Both sequences have a unique visual approach sometimes intimate, sometimes frenetic with a beautiful use of color among the chaos that reminds me of the works of the photographer Saul Leiter.
On the unique soundtrack using ocidental musics we have the use for the first story is Dennis Brown's "Things in Life" and "Baroque", composed by Michael Galasso, can be heard twice during the first part of the movie.
On the second "California Dreamin'" by The Mamas & the Papas plays in the key scenes in the second story, which also features Faye Wong's Cantonese cover version of "Dreams" by The Cranberries.
In the plans of making there was a third movie but since it was too long it was released as a separate movie, Fallen Angels in 1995.
Another must watch classic with a unique style that differentiates it from other Hong Kong productions - I gave it a 8,7 out of 10,0 / A rate.
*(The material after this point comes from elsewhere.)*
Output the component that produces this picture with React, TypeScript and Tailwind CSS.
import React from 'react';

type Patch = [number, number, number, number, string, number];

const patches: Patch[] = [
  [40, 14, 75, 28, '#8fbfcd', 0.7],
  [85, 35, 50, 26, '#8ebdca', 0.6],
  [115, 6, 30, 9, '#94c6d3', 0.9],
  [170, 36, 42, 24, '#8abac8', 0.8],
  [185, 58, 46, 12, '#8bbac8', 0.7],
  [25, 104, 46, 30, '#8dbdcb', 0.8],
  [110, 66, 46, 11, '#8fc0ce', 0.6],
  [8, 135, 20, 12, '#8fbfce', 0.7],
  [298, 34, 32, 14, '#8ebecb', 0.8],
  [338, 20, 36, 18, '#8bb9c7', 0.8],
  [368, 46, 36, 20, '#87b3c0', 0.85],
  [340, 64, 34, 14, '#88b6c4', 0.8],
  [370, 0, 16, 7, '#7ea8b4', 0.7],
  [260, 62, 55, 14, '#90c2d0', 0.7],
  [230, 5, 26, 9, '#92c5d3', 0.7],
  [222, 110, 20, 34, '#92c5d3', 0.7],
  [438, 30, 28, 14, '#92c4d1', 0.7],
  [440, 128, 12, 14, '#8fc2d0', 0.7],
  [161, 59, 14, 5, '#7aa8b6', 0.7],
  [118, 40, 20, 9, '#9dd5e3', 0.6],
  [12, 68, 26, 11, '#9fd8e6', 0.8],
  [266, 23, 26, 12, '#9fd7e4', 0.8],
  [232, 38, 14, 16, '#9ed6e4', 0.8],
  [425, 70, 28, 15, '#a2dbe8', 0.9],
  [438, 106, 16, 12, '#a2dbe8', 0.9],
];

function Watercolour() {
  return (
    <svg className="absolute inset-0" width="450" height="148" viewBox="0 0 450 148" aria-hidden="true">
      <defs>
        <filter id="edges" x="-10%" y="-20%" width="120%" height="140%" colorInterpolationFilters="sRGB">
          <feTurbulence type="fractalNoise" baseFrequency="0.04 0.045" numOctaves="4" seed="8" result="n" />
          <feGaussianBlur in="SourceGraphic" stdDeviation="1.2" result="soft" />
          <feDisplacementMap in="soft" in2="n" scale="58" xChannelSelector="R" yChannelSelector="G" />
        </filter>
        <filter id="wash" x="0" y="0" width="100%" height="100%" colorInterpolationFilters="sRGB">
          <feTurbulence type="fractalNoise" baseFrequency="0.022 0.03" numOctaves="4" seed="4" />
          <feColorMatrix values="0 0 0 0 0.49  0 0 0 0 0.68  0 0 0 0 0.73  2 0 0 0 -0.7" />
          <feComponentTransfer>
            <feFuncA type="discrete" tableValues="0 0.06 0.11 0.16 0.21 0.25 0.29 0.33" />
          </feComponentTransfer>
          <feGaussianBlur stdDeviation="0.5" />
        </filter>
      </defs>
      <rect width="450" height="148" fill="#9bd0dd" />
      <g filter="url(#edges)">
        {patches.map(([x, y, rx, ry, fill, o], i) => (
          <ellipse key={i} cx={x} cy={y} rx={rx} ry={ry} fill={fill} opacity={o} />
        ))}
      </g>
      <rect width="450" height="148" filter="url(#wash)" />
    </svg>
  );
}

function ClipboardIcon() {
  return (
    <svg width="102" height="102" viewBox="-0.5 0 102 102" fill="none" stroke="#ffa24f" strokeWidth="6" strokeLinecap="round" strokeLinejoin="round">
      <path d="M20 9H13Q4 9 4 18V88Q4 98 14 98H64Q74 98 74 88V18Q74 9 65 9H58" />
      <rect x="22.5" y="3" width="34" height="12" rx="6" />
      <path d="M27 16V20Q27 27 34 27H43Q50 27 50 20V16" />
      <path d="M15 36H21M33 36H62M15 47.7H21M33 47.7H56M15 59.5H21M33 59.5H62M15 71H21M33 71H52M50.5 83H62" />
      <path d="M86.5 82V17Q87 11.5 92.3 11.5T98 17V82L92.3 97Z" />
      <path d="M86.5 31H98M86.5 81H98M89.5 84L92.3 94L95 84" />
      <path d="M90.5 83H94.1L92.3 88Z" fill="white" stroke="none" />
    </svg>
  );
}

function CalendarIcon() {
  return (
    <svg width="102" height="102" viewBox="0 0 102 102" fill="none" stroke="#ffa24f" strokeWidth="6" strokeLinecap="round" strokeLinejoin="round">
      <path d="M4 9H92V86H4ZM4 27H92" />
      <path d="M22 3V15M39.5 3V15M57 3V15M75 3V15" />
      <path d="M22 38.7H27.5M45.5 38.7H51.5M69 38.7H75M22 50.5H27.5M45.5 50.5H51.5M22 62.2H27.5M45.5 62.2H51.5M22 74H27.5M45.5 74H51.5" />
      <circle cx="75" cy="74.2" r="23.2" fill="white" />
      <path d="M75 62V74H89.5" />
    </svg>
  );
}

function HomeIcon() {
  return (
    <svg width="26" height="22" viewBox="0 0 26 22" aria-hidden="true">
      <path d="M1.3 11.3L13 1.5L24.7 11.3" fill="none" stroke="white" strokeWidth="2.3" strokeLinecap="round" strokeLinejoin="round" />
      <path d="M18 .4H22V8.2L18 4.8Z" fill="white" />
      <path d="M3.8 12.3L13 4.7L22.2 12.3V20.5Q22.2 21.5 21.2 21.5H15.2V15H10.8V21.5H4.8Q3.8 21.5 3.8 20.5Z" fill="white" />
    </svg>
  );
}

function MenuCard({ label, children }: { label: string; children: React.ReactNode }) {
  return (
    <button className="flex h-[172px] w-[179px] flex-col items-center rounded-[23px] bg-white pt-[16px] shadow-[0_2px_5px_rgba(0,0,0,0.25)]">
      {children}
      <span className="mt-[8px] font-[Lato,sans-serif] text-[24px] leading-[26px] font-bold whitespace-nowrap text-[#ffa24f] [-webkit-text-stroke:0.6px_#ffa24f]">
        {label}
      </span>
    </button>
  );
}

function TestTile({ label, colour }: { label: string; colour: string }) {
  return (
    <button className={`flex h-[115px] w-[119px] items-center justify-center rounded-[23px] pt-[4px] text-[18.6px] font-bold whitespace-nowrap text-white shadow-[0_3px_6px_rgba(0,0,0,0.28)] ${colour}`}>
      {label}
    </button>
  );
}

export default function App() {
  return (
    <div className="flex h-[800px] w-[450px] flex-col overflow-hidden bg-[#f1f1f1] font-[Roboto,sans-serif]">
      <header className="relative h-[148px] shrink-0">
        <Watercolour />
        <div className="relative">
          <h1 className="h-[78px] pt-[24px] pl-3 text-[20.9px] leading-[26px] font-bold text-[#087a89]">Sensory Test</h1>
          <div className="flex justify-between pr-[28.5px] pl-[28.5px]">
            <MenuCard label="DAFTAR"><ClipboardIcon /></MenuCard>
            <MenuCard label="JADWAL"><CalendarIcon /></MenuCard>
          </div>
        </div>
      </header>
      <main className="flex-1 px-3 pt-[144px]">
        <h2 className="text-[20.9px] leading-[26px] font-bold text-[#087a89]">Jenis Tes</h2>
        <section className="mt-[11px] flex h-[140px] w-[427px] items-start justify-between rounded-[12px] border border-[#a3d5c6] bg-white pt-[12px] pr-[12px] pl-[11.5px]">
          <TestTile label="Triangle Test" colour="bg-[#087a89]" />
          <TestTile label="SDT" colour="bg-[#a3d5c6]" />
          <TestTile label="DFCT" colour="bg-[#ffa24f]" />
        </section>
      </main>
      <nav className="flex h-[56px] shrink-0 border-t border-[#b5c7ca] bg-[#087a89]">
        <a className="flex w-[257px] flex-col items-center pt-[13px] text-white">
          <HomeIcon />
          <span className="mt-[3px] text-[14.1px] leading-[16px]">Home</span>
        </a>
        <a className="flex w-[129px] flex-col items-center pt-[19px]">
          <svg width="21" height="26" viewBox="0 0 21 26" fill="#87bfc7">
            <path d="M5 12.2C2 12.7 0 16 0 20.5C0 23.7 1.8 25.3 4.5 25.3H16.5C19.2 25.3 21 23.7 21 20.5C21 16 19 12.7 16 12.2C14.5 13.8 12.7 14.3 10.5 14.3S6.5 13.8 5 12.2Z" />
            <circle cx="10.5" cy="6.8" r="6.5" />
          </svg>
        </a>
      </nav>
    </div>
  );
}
A total surprise, in the negative sense. The story was very random with little logic in it. Weird characters that also made little sense, and the conversations were poor and uninteresting. It was more like a Japanese anime story because of its randomness, but then not even interesting to watch. One soundtrack kept being played over and got me to the point that further watching was giving me a headache. I tried to finish it, but had to turn it off at 3/4 progress, for the sake of my mental health.